» Aim of the exercise
Copy out all lines that carry the word "components".

» Provided data

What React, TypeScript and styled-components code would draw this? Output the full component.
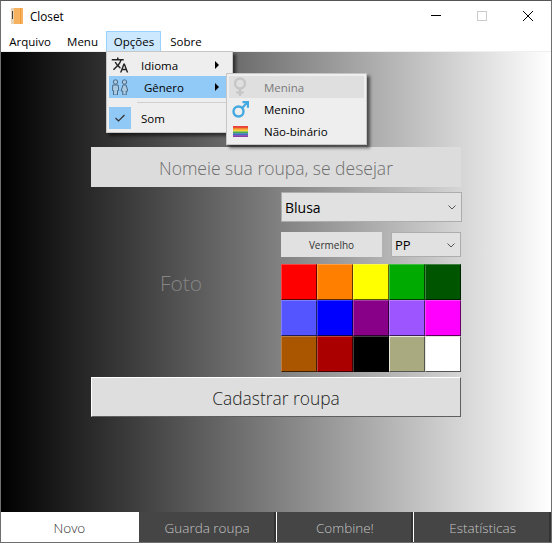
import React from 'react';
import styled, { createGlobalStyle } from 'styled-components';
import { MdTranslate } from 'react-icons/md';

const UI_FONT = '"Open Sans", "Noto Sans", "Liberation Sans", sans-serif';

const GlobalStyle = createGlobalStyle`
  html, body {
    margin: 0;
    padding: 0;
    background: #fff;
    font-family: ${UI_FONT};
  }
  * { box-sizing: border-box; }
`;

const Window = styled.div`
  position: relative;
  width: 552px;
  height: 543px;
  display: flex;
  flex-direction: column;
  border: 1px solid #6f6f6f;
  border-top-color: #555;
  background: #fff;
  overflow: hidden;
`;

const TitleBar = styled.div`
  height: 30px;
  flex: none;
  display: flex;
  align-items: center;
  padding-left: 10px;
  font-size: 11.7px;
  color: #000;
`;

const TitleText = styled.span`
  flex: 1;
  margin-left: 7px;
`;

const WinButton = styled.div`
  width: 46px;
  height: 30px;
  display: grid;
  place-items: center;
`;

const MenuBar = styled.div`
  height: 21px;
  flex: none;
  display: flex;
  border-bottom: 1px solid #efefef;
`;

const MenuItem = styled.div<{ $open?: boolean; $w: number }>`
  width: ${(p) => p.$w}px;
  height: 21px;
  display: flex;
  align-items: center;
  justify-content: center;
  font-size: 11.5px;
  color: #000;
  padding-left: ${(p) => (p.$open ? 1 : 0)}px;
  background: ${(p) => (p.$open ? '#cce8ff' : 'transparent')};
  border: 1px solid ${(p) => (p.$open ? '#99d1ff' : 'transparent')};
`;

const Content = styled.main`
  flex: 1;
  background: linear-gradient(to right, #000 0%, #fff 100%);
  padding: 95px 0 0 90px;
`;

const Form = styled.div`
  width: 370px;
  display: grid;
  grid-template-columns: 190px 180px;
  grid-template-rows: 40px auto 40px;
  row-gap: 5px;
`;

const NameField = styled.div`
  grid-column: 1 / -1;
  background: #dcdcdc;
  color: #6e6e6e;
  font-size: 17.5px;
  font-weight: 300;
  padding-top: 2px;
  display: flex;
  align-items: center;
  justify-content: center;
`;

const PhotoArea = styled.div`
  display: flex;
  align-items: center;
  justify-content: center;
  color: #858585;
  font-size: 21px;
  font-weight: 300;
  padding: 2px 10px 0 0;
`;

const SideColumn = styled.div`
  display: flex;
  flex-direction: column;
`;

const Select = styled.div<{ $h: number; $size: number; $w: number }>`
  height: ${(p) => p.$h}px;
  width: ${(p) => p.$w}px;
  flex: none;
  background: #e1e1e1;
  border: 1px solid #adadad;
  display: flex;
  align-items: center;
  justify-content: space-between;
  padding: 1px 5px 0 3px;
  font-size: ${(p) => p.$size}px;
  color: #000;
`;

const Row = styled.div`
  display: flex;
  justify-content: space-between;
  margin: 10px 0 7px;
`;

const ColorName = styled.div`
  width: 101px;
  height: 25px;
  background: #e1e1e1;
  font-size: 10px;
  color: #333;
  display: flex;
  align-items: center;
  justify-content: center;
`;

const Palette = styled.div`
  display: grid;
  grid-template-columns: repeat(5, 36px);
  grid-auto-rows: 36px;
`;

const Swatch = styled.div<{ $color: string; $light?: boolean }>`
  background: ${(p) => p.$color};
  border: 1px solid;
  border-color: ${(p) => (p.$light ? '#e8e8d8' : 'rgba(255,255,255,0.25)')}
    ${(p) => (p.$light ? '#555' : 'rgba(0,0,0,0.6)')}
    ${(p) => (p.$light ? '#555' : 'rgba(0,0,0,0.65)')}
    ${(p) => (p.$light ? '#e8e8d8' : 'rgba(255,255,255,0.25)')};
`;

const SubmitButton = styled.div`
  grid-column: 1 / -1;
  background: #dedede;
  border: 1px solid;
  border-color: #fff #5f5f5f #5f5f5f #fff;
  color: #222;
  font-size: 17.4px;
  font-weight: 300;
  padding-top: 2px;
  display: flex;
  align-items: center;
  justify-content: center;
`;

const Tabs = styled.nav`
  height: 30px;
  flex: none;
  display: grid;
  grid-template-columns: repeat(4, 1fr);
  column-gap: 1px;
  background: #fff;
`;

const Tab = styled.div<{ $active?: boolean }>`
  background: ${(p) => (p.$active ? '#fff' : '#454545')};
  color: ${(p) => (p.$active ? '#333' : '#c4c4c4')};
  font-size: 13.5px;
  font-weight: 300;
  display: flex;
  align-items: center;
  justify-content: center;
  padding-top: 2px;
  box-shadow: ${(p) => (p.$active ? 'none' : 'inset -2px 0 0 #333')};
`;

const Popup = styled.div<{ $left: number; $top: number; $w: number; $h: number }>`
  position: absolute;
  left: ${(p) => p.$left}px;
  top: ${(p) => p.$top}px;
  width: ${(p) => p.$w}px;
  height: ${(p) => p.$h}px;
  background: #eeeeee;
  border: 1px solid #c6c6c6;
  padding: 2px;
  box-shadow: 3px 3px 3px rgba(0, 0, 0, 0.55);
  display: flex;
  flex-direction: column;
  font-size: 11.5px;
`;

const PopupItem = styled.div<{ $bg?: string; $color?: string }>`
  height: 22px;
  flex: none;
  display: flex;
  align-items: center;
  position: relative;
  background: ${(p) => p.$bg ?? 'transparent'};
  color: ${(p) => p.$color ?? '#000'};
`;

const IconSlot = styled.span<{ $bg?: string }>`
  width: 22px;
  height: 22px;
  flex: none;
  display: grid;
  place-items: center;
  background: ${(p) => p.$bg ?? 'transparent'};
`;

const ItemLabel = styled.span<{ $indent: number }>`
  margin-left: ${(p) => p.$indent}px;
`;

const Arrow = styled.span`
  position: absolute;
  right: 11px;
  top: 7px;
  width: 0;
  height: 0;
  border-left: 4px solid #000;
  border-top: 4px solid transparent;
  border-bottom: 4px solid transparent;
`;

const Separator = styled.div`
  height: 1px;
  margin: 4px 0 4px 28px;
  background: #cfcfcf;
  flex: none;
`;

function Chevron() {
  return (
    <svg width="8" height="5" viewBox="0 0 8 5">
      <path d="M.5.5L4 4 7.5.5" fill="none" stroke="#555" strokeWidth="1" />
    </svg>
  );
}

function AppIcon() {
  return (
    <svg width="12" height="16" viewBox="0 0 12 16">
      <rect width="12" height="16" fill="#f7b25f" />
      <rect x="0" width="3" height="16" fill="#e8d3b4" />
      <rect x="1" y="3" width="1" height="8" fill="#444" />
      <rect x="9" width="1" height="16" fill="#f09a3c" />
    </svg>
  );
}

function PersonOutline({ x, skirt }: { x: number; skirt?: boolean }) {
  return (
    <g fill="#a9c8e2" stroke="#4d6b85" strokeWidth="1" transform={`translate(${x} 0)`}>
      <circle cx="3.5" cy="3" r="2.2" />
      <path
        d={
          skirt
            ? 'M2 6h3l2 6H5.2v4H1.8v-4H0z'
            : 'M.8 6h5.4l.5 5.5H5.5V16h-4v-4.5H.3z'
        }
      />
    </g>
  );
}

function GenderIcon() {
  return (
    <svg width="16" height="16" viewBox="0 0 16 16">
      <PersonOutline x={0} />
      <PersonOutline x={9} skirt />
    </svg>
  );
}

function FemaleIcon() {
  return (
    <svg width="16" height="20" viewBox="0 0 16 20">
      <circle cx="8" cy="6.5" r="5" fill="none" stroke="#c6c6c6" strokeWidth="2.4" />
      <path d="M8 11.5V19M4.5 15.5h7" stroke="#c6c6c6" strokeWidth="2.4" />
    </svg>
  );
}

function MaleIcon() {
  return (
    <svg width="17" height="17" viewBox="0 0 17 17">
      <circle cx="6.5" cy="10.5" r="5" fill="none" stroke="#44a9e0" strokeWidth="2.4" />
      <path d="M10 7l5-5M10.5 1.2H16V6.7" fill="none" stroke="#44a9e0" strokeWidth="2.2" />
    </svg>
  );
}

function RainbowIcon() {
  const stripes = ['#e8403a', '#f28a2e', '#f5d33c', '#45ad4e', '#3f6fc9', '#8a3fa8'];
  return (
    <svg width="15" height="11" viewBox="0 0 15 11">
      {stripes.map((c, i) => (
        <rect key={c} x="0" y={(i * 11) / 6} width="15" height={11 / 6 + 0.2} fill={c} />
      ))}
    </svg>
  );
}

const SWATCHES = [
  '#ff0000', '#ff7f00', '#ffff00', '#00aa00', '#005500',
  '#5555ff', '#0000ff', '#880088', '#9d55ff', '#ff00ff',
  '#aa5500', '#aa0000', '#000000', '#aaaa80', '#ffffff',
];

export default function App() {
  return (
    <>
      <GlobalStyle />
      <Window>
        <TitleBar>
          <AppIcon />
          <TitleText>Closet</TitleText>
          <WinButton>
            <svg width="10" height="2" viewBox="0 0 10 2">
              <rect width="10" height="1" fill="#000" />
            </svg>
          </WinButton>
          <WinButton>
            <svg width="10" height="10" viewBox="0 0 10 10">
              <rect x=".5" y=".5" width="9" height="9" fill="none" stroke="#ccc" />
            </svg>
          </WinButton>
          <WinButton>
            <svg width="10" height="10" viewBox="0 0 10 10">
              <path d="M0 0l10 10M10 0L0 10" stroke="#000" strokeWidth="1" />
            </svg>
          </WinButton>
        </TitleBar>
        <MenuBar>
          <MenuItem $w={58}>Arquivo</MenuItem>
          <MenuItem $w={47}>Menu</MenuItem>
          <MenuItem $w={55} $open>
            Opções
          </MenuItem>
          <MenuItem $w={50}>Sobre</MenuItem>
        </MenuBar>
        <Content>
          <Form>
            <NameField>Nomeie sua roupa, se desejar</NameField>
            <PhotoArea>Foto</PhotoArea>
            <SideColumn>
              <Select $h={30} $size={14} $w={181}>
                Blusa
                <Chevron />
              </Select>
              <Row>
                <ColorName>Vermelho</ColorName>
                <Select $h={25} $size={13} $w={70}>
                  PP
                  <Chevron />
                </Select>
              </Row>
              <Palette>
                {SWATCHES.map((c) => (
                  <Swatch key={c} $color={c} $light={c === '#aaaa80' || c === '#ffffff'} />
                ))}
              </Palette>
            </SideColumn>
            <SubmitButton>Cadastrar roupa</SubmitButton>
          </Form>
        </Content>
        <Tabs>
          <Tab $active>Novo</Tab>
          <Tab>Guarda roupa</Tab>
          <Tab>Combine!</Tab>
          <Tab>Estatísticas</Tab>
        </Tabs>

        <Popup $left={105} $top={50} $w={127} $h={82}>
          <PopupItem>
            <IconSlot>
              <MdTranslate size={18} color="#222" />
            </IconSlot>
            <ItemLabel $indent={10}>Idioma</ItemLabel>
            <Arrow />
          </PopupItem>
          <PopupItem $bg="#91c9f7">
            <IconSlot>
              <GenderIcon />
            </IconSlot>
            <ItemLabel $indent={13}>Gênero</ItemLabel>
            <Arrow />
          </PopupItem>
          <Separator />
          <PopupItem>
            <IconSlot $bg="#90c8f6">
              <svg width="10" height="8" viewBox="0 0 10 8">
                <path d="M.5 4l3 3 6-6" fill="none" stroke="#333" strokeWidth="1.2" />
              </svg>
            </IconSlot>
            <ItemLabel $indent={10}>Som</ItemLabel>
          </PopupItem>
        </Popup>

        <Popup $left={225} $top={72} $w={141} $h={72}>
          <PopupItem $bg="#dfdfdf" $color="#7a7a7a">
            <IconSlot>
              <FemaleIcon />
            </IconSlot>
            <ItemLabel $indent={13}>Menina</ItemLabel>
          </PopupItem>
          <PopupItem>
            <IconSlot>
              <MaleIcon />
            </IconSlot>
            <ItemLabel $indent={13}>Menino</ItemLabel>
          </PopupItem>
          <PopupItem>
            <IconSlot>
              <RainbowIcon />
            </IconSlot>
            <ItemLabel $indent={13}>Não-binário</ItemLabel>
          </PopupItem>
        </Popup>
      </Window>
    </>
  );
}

» Response to the exercise
What React, TypeScript and styled-components code would draw this? Output the full component.
import styled, { createGlobalStyle } from 'styled-components';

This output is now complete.